Submitted to: Journal of Animal Science
Publication Type: Peer Reviewed Journal
Publication Acceptance Date: October 16, 2003
Publication Date: February 20, 2004
Citation: Rhee, M., Wheeler, T.L., Shackelford, S.D., Koohmaraie, M. 2004. Variation in palatability and biochemical traits within and among eleven beef muscles. Journal of Animal Science. 82:534-550. Interpretive Summary: Many cuts of beef have been identified as needing improvement in tenderness relative to consumer expectations. These lower quality cuts make up a majority of the carcass and have been declining in value relative to higher quality loin cuts. Extensive knowledge of meat tenderness variation and meat palatability has been developed for the ribeye muscle. However, much less is known about variation in biochemical traits among other major beef muscles. The objectives of this study were to determine 1) the extent of variation in biochemical and palatability traits within and among eleven major beef muscles, and 2) within and among muscle relationships between biochemical and palatability traits. Results indicate some muscles vary greatly in protein degradation during refrigerated storage, muscle shortening during rigor mortis development, and/or connective tissue potentially contributing to their tenderness variation. Some cuts (top round, bottom round, and mock tender) contain muscles that are reduced in tenderness due to muscle shortening. Some cuts (mock tender, sirloin tip, top round, shoulder clod, and eye of round) contain muscles that are reduced in tenderness due to limited protein degradation. Some cuts (mock tender, eye of round, bottom round, top round, shoulder clod, and sirloin tip) contain muscles that are reduced in tenderness due to excess connective tissue. Some muscles may be reduced in tenderness due to a combination of these biochemical factors. These data indicate that tenderness and tenderness-related traits are highly variable within and among many major beef muscles and provide a basis for the development of muscle-specific strategies for improving the quality and value of beef cuts. Providing consumers with more consistently tender beef products will increase consumer satisfaction and should improve the value of the enhanced beef cuts, and, thus, carcasses, back through the production chain.

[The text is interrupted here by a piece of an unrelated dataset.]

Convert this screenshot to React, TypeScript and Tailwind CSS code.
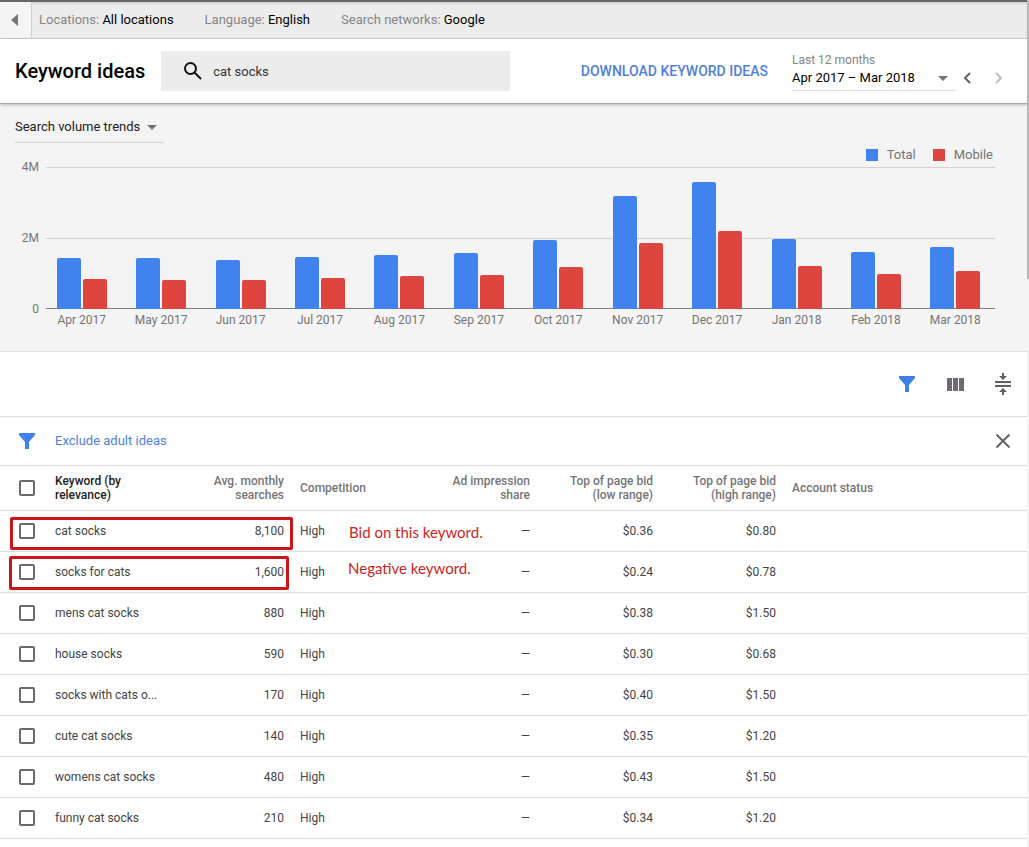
import { useState } from "react";

interface MonthVolume {
    month: string;
    total: number;
    mobile: number;
}

interface KeywordRow {
    keyword: string;
    searches: string;
    competition: string;
    low: string;
    high: string;
}

// share of the plot height (4M) that each bar takes, in 142nds
const PLOT_UNITS = 142;

const volumes: MonthVolume[] = [
    { month: "Apr 2017", total: 51, mobile: 30 },
    { month: "May 2017", total: 51, mobile: 29 },
    { month: "Jun 2017", total: 49, mobile: 29 },
    { month: "Jul 2017", total: 52, mobile: 31 },
    { month: "Aug 2017", total: 54, mobile: 33 },
    { month: "Sep 2017", total: 56, mobile: 34 },
    { month: "Oct 2017", total: 69, mobile: 42 },
    { month: "Nov 2017", total: 113, mobile: 66 },
    { month: "Dec 2017", total: 127, mobile: 78 },
    { month: "Jan 2018", total: 70, mobile: 43 },
    { month: "Feb 2018", total: 57, mobile: 35 },
    { month: "Mar 2018", total: 62, mobile: 38 },
];

const keywords: KeywordRow[] = [
    { keyword: "cat socks", searches: "8,100", competition: "High", low: "$0.36", high: "$0.80" },
    { keyword: "socks for cats", searches: "1,600", competition: "High", low: "$0.24", high: "$0.78" },
    { keyword: "mens cat socks", searches: "880", competition: "High", low: "$0.38", high: "$1.50" },
    { keyword: "house socks", searches: "590", competition: "High", low: "$0.30", high: "$0.68" },
    { keyword: "socks with cats o...", searches: "170", competition: "High", low: "$0.40", high: "$1.50" },
    { keyword: "cute cat socks", searches: "140", competition: "High", low: "$0.35", high: "$1.20" },
    { keyword: "womens cat socks", searches: "480", competition: "High", low: "$0.43", high: "$1.50" },
    { keyword: "funny cat socks", searches: "210", competition: "High", low: "$0.34", high: "$1.20" },
];

function Caret() {
    return (
        <svg width="10" height="5" viewBox="0 0 10 5" fill="#757575" aria-hidden="true">
            <path d="M0 0h10L5 5z" />
        </svg>
    );
}

function FilterIcon() {
    return (
        <svg width="16" height="16" viewBox="0 0 16 16" fill="#3f80ea" aria-hidden="true">
            <path d="M0 0h16v2l-6 7v7H6V9L0 2z" />
        </svg>
    );
}

function Chevron({ left }: { left?: boolean }) {
    return (
        <svg width="8" height="12" viewBox="0 0 8 12" fill="none" stroke={left ? "#616161" : "#bdbdbd"} strokeWidth="2" aria-hidden="true">
            <path d={left ? "M7 1L2 6l5 5" : "M1 1l5 5-5 5"} />
        </svg>
    );
}

function CheckBox({ label }: { label: string }) {
    return (
        <input
            type="checkbox"
            aria-label={label}
            className="ml-[19px] block size-4 appearance-none rounded-xs border-2 border-[#6b6b6b] bg-white checked:bg-[#6b6b6b]"
        />
    );
}

function TopBar() {
    return (
        <div className="flex h-[39px] items-stretch border-t-2 border-b border-t-[#666] border-b-[#d0d0d0] bg-[#ececec] text-[13px] text-[#858585] shadow-[inset_0_2px_2px_#d4d4d4]">
            <button type="button" aria-label="Back" className="flex w-8 items-center border-r border-[#d0d0d0] bg-[#f4f4f4] pl-[11px]">
                <svg width="7" height="12" viewBox="0 0 7 12" fill="#757575">
                    <path d="M7 0v12L0 6z" />
                </svg>
            </button>
            <div className="flex items-center gap-[31px] pl-[7px]">
                <p>Locations: <span className="text-black">All locations</span></p>
                <p>Language: <span className="text-black">English</span></p>
                <p>Search networks: <span className="text-black">Google</span></p>
            </div>
        </div>
    );
}

function Header() {
    const [search, setSearch] = useState("cat socks");

    return (
        <header className="relative flex h-[65px] items-center border-b border-[#a8a8a8] bg-white pr-6 pl-[15px] shadow-[0_1px_3px_rgba(0,0,0,0.25)]">
            <h1 className="text-xl font-medium text-black">Keyword ideas</h1>
            <label className="ml-4 flex h-10 w-[349px] items-center gap-[11px] bg-[#ececec] pl-[23px]">
                <svg width="18" height="18" viewBox="0 0 18 18" fill="none" stroke="#111" strokeWidth="2" aria-hidden="true">
                    <circle cx="6.5" cy="6.5" r="5.5" />
                    <path d="M10.5 10.5l6.5 6.5" />
                </svg>
                <input
                    type="text"
                    aria-label="Search keywords"
                    value={search}
                    onChange={(e) => setSearch(e.target.value)}
                    className="min-w-0 flex-1 bg-transparent pt-0.5 text-[13px] text-[#333] outline-none"
                />
            </label>
            <button type="button" className="ml-auto text-sm font-medium text-[#4f7fdc]">DOWNLOAD KEYWORD IDEAS</button>
            <button type="button" className="ml-6 flex h-10 w-[163px] flex-col justify-start border-b border-[#dcdcdc] text-left">
                <span className="text-xs leading-[18px] text-[#858585]">Last 12 months</span>
                <span className="flex items-center justify-between self-stretch pr-[7px] text-[13px] leading-[18px] text-black">
                    Apr 2017 – Mar 2018
                    <Caret />
                </span>
            </button>
            <div className="mt-3.5 ml-2 flex gap-6">
                <button type="button" aria-label="Previous period"><Chevron left /></button>
                <button type="button" aria-label="Next period"><Chevron /></button>
            </div>
        </header>
    );
}

function TrendsChart() {
    return (
        <section className="h-[248px] border-b border-[#e0e0e0] bg-[#f4f4f4] pt-2">
            <div className="flex h-[55px] items-start justify-between pr-[34px] pl-[15px]">
                <button type="button" className="flex h-[31px] w-[149px] items-center gap-[7px] border-b border-[#d6d6d6] text-[13px] text-[#222]">
                    Search volume trends
                    <Caret />
                </button>
                <div className="mt-[33px] flex items-center text-[13px] text-[#757575]">
                    <span className="mr-[9px] size-3 bg-[#4083ee]" />
                    Total
                    <span className="mr-[9px] ml-[17px] size-3 bg-[#de453f]" />
                    Mobile
                </div>
            </div>
            <div className="flex pr-8">
                <div className="-mt-2 flex h-[158px] w-[39px] flex-col justify-between text-right text-xs leading-4 text-[#757575]">
                    <span>4M</span>
                    <span>2M</span>
                    <span>0</span>
                </div>
                <div className="flex-1 pl-[3px]">
                    <div className="grid h-[142px]">
                        <div className="col-start-1 row-start-1 ml-1 flex flex-col border-t border-b border-t-[#d2d2d2] border-b-[#808080]">
                            <div className="flex-1 border-b border-[#d2d2d2]" />
                            <div className="flex-1" />
                        </div>
                        <div className="col-start-1 row-start-1 flex items-end">
                            {volumes.map((v) => (
                                <div key={v.month} className="flex h-full flex-1 items-end justify-center gap-0.5">
                                    <div className="w-6 rounded-t-xs bg-[#4083ee]" style={{ height: `${(v.total / PLOT_UNITS) * 100}%` }} />
                                    <div className="w-6 rounded-t-xs bg-[#de453f]" style={{ height: `${(v.mobile / PLOT_UNITS) * 100}%` }} />
                                </div>
                            ))}
                        </div>
                    </div>
                    <div className="mt-[3px] flex text-center text-xs text-[#757575]">
                        {volumes.map((v) => (
                            <span key={v.month} className="flex-1">{v.month}</span>
                        ))}
                    </div>
                </div>
            </div>
        </section>
    );
}

function Toolbar() {
    return (
        <>
            <div className="flex h-[65px] items-center justify-end border-b border-[#dcdcdc] pr-4">
                <button type="button" aria-label="Filter"><FilterIcon /></button>
                <button type="button" aria-label="Columns" className="ml-8">
                    <svg width="17" height="13" viewBox="0 0 17 13" fill="#6f6a72">
                        <path d="M0 0h5v13H0zM6 0h5v13H6zM12 0h5v13h-5z" />
                    </svg>
                </button>
                <button type="button" aria-label="Row density" className="ml-[31px]">
                    <svg width="16" height="22" viewBox="0 0 16 22" fill="#616161">
                        <path d="M0 8h16v2H0zM0 12h16v2H0zM7 0h2v3h3L8 7 4 3h3zM7 22h2v-3h3l-4-4-4 4h3z" />
                    </svg>
                </button>
            </div>
            <div className="flex h-[49px] items-center border-b border-[#dcdcdc] pr-4 pl-[19px]">
                <FilterIcon />
                <a href="#filters" className="ml-5 text-[13px] text-[#4f7fdc]">Exclude adult ideas</a>
                <button type="button" aria-label="Remove filter" className="ml-auto">
                    <svg width="16" height="14" viewBox="0 0 16 14" fill="none" stroke="#616161" strokeWidth="2">
                        <path d="M1.5 0.5l13 13M14.5 0.5l-13 13" />
                    </svg>
                </button>
            </div>
        </>
    );
}

function KeywordTable() {
    return (
        <table className="w-full table-fixed text-xs text-[#444]">
            <colgroup>
                <col className="w-[47px]" />
                <col className="w-[122px]" />
                <col className="w-[123px]" />
                <col className="w-[123px]" />
                <col className="w-[123px]" />
                <col className="w-[123px]" />
                <col className="w-[123px]" />
                <col />
            </colgroup>
            <thead>
                <tr className="h-11 border-b border-[#dcdcdc] leading-[14px] text-[#757575] [&>th]:font-medium">
                    <th scope="col"><CheckBox label="Select all keywords" /></th>
                    <th scope="col" className="px-2 text-left text-[#222]">Keyword (by<br />relevance)</th>
                    <th scope="col" className="px-2 text-right">Avg. monthly<br />searches</th>
                    <th scope="col" className="px-2 text-left">Competition</th>
                    <th scope="col" className="px-2 text-right">Ad impression<br />share</th>
                    <th scope="col" className="px-2 text-right">Top of page bid<br />(low range)</th>
                    <th scope="col" className="px-2 text-right">Top of page bid<br />(high range)</th>
                    <th scope="col" className="px-2 text-left">Account status</th>
                </tr>
            </thead>
            <tbody>
                {keywords.map((row, index) => (
                    <tr key={row.keyword} className="relative h-[41px] border-b border-[#dcdcdc]">
                        <td>
                            <CheckBox label={row.keyword} />
                            {index === 0 && <div className="pointer-events-none absolute top-[7px] left-2.5 h-[33px] w-[283px] rounded-xs border-3 border-[#cc1518]" />}
                            {index === 1 && <div className="pointer-events-none absolute top-[5px] left-[9px] h-[34px] w-[280px] rounded-xs border-3 border-[#cc1518]" />}
                        </td>
                        <td className="px-2 whitespace-nowrap">{row.keyword}</td>
                        <td className="px-2 text-right">{row.searches}</td>
                        <td className="px-2">
                            {row.competition}
                            {index === 0 && <span className="absolute top-3 left-[349px] font-[Lato,sans-serif] text-[15px] leading-5 text-[#cc1f24]">Bid on this keyword.</span>}
                            {index === 1 && <span className="absolute top-[7px] left-[348px] font-[Lato,sans-serif] text-[15px] leading-5 text-[#cc1f24]">Negative keyword.</span>}
                        </td>
                        <td className="px-2 text-right">—</td>
                        <td className="px-2 text-right">{row.low}</td>
                        <td className="px-2 text-right">{row.high}</td>
                        <td />
                    </tr>
                ))}
            </tbody>
        </table>
    );
}

export default function App() {
    return (
        <div className="relative min-h-screen bg-white pr-0.5 font-[Roboto,sans-serif]">
            <TopBar />
            <Header />
            <TrendsChart />
            <Toolbar />
            <KeywordTable />
            <div className="absolute inset-y-0 right-0 w-0.5 bg-[#f4f4f4]">
                <div className="h-[279px] bg-[#b8b8b8]" />
            </div>
        </div>
    );
}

Technical Abstract: The objectives of this study were to determine 1) the extent of variation in biochemical and palatability traits within and among eleven major beef muscles, and 2) within and among muscle relationships between biochemical and palatability traits. Longissimus thoracis et lumborum (LD), psoas major (PM), gluteus medius (GM), semimembranosus (SM), adductor (AD), biceps femoris (BF), semitendinosus (ST), rectus femoris (RF), triceps brachii (TB), infraspinatus (IS), and supraspinatus (SS) from one carcass side of thirty-one Charolais x MARC III steers were vacuum-packaged, stored at 2 deg C until 14 d postmortem, then frozen at -30 deg C. The steaks (2.54 cm thick) were obtained from two or three locations within muscles for biochemical traits and Warner-Bratzler shear force, and from near the center for sensory traits. The PM was most tender, followed by IS, in both shear force and tenderness rating (P < 0.05). The other muscles were not ranked the same by shear force and tenderness rating. The BF had the lowest (P < 0.05) tenderness rating. The PM, GM, and LD had lower collagen concentration (2.7 to 4.5 mg/g muscle) than muscles from the chuck and round (5.9 to 9.0 mg/g) except for AD (4.9 mg/g). Desmin proteolysis was highest for BF and LD (60.2 and 59.9% degraded), and was lowest for PM (8.2%). The PM, TB, IS, RF, and ST had relatively long sarcomere length (> 2.1 um). The GM had the shortest (P < 0.05) sarcomere length (1.7 um). Cooking loss was lowest for BF (18.7%), followed by LD and IS (20.7%), and was highest for ST (27.4%). Across all muscles, tenderness rating was highly correlated (r > 0.60) to shear force, connective tissue rating, sarcomere length, and collagen content. Within a muscle, correlations among all traits were generally highest in LD and lowest in AD. Within muscle location effects were detected (P < 0.05) on shear force (PM, ST, BF, SM, and RF), sarcomere length (PM, ST, BF, LD, SS, IS, SM, and RF), collagen concentration (PM, BF, SS, IS, SM. AD, TB, and RF), desmin degradation (PM, GM, BF, SM, AD, and, RF), and cooking loss (all muscles except SS and AD). There is a large amount of variation within and among muscles for tenderness traits and tenderness related biochemical traits. These data increase our understanding of the sources of variation in tenderness in different muscles and provide a basis for the development of muscle specific strategies for improving the quality and value of muscles.